For the moment, everyone involved in crane operation should take the November deadline at face value and prepare to meet that deadline in full compliance with the published final rule. The OSHA Office of Regulatory Analysis estimates that these new requirements will prevent 175 injuries and 22 fatalities, and save seven million dollars in property damage from tip-over incidents, annually. Developing a crane operator certification plan that will comply with the final rule now will help companies fulfill the requirement to ensure that their operations are compliant today, and take the pressure off of training and implementation later. Currently, the following types of certification cover an employer’s duty to ensure that their operators are competent:

  1. Certification by an independent testing organization accredited by a nationally recognized organization
  2. Qualification by employer’s independently audited program
  3. Certification by the US military; or
  4. Compliance with qualifying state or local licensing requirements

Highlights Of The ‘Cranes And Derricks In Construction’ Rule

The complete rule, unsurprisingly, is long and complex, but there are some major points to begin building a plan upon:

  • Operator Training And Certification – Getting your operators trained and certified in compliance with state and local standards now will help you achieve full compliance with the new federal regulations. The OSHA rule specifies that employers must pay for certification and any training required to get that certification for any operators who are employed but not yet certified by the deadline. Planning ahead may help you reduce these costs by arranging group training in advance, rather than having to send operators individually to classes.
  • Qualified Riggers – Approved riggers (synthetic slings) will be required for rigging operations during assembly and disassembly, and they must be used in accordance with manufacturer’s instructions. Making purchasing decisions in advance affords you better opportunities to save money, and once you’ve purchased those riggers, you’ll need to train your people on their specific use.
  • Pre-Inspection Of Site & Equipment – Employers will be required to perform inspections of the site where they intend to erect a crane, and the crane towers themselves, prior to erection. Developing these procedures and training your site supervisors on correctly implementing them is critical to achieving full compliance.
  • Specific Procedures To Prevent Electrocution – Because electrocution is a leading cause of crane-involved fatalities, the new OSHA rule includes several clarifications and new requirements regarding the use of cranes near power lines. Incorporating these changes into your safety and operational plans in a compliant way and training the necessary employees will require time and planning.

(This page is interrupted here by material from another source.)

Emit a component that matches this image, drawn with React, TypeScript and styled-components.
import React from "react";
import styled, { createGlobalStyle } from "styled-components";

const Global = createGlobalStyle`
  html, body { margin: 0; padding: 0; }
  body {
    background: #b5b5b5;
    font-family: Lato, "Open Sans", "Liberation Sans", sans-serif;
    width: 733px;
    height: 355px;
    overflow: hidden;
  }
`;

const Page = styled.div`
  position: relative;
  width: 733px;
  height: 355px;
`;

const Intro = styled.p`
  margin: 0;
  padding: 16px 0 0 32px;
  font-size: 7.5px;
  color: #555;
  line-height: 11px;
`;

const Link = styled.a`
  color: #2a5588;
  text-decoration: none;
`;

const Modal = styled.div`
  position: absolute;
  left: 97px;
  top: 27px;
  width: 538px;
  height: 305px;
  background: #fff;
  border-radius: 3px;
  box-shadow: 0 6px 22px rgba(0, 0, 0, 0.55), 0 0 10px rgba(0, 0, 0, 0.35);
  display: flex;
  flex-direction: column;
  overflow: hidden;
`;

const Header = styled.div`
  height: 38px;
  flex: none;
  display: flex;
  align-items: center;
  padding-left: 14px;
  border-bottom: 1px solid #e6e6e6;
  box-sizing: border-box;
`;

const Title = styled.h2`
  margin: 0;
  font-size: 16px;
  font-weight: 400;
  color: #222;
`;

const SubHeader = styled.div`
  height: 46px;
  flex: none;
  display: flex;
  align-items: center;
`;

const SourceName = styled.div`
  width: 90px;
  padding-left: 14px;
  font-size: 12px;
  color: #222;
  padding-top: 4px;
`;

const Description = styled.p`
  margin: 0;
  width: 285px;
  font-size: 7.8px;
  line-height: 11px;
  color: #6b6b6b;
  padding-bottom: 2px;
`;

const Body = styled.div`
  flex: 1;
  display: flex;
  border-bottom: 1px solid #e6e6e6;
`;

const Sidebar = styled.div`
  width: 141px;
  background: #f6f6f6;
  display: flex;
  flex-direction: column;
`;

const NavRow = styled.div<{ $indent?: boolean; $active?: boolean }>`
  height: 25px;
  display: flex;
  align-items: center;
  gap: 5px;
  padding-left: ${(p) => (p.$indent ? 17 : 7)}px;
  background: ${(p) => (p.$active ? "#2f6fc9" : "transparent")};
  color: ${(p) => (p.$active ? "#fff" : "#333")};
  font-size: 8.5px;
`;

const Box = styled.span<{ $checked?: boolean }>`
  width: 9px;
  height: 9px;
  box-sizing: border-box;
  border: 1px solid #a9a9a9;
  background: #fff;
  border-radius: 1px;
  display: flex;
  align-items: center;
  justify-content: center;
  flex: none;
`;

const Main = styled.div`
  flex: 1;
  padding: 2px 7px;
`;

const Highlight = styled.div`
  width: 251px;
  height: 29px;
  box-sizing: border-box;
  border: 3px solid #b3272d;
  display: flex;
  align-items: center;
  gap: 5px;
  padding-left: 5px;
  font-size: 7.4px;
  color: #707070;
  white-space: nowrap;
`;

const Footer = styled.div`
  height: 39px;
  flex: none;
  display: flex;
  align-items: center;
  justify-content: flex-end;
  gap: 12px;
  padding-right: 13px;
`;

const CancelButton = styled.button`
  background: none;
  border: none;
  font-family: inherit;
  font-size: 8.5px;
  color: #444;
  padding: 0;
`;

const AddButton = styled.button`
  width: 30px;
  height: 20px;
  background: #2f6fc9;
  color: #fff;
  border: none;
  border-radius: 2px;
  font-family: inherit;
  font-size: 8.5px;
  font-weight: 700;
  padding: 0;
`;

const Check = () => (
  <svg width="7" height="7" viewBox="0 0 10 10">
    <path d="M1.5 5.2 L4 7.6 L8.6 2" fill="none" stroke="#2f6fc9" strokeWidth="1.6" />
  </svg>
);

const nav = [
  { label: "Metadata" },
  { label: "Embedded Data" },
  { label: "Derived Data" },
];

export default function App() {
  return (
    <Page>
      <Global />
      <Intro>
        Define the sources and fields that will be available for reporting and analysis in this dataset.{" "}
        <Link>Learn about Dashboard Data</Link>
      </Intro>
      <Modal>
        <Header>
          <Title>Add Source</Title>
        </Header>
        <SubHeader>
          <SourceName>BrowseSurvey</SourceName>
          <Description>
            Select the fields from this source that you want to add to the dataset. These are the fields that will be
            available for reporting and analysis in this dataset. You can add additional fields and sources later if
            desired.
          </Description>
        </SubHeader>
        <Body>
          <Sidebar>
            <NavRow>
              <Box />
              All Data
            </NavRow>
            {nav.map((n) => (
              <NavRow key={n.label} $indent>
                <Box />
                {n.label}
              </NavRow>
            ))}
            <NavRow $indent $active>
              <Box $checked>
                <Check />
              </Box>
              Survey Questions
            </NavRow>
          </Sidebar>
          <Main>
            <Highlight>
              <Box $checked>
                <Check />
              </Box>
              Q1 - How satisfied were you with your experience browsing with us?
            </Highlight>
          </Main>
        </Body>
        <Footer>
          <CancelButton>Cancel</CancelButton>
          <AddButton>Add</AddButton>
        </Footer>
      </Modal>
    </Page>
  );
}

Get Professional Help In Achieving Compliance

It may seem like there is plenty of time to worry about achieving compliance with these new crane operator safety requirements, but these changes will require a significant investment, both of time and money, on the part of employers, and making a mistake in your compliance plans could be costly when enforcement comes online. Optimum Safety Management helps companies like yours develop OSHA-compliant plans, and then implement them through training and certification. We’ll help you stay abreast of regulatory changes, so you can maintain compliance at all times. Contact us to learn more about preparing for the crane operator safety requirements.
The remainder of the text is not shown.